The Agenda

Thoughts on Where Self-Checkout Succeeds and Where it Fails

There is a perception that self-checkout has been a failure in U.S. convenience stores. But a better way of thinking about the rollback of self-checkout is as a failure in the context of a relatively open labor market. As The Economist observes, self-checkout has proven more successful in countries with rigid labor laws:

Strict labour laws, costly payroll charges and erratic strikes seem to make French firms especially keen on technology. Supermarkets, for instance, have enthusiastically adopted self-checkout tills. “All French hypermarkets have adopted this strategy over the past few years,” says Alexis Lecanuet at Accenture, a consultancy. The idea is to speed up queues at peak times for impatient non-technophobes carrying light baskets. But it also cuts costs. “Self-checkout has worked better in countries where labour is expensive,” says Serguei Netessine, a professor at INSEAD, a business school.

This reflects Eli Dourado’s “technologies of control/technologies of resistance” framework:

The key point is that labor is extremely regulated; firms that use labor are subject to intense government control. In part this is because policies that give labor a “bigger piece of the pie” are popular with voters, and in part it is because labor can complain and enforce its rights in a way that machines cannot. If you own a business and you are subject to intense government control, you are going to invest resources in circumventing the points of control. In our economy, that means getting rid of lots of labor as cheaply as possible, which means skill-biased technical change. As Arnold Kling has said, “if a job can be defined, it can be automated or outsourced.” But it’s because there is so much control exercised in the labor market that the incentive to automate and outsource is so high.

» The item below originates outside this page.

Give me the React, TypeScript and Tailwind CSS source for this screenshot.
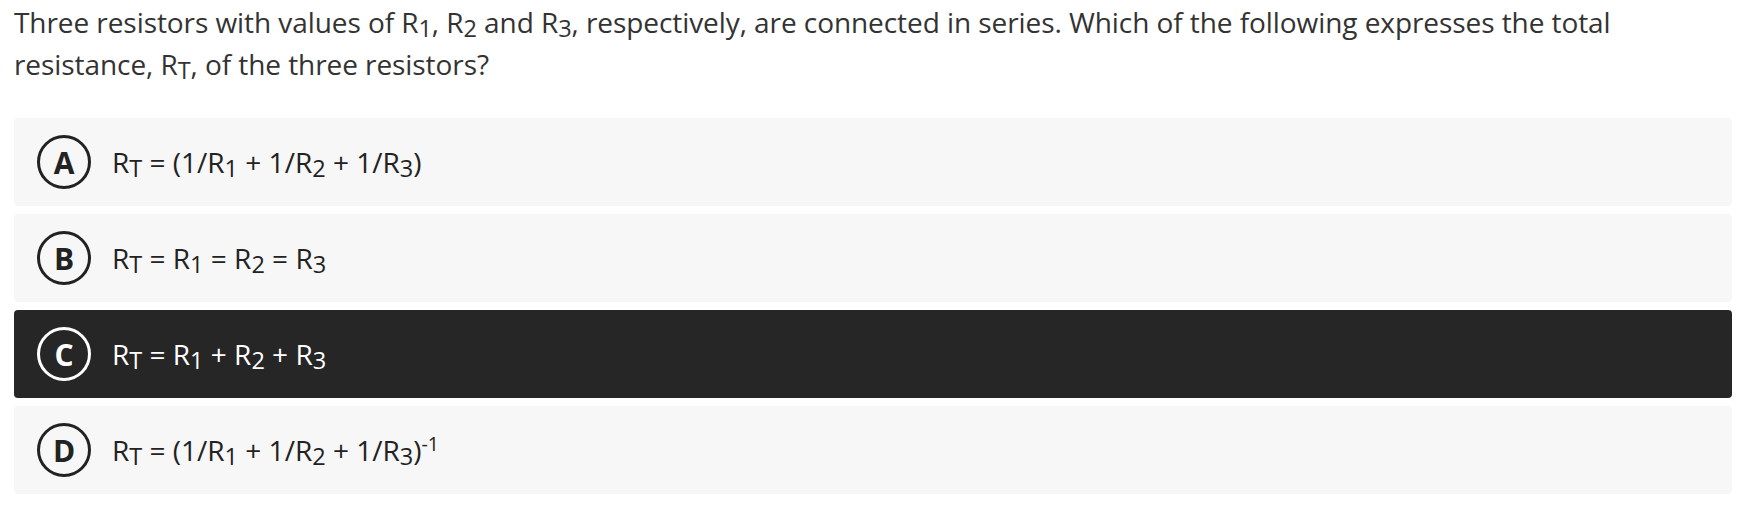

On the other side of the labor market, I wonder if post-materialism is not also part of an attempt to evade control. A lot of talented people are scaling back their labor efforts, and while surely not all of this is due to taxes and regulations, some of it may be. And other innovations which seem truly new, such as the development of autonomous vehicles, are the result of control of which we may not even be aware; for instance, how profitable would it be to develop autonomous vehicles if Pareto-improving trade with immigrant drivers were not made impossible by immigration and labor restrictions?

This also relates to high levels of “self-employment” in countries like Greece — it represents an effort to evade control.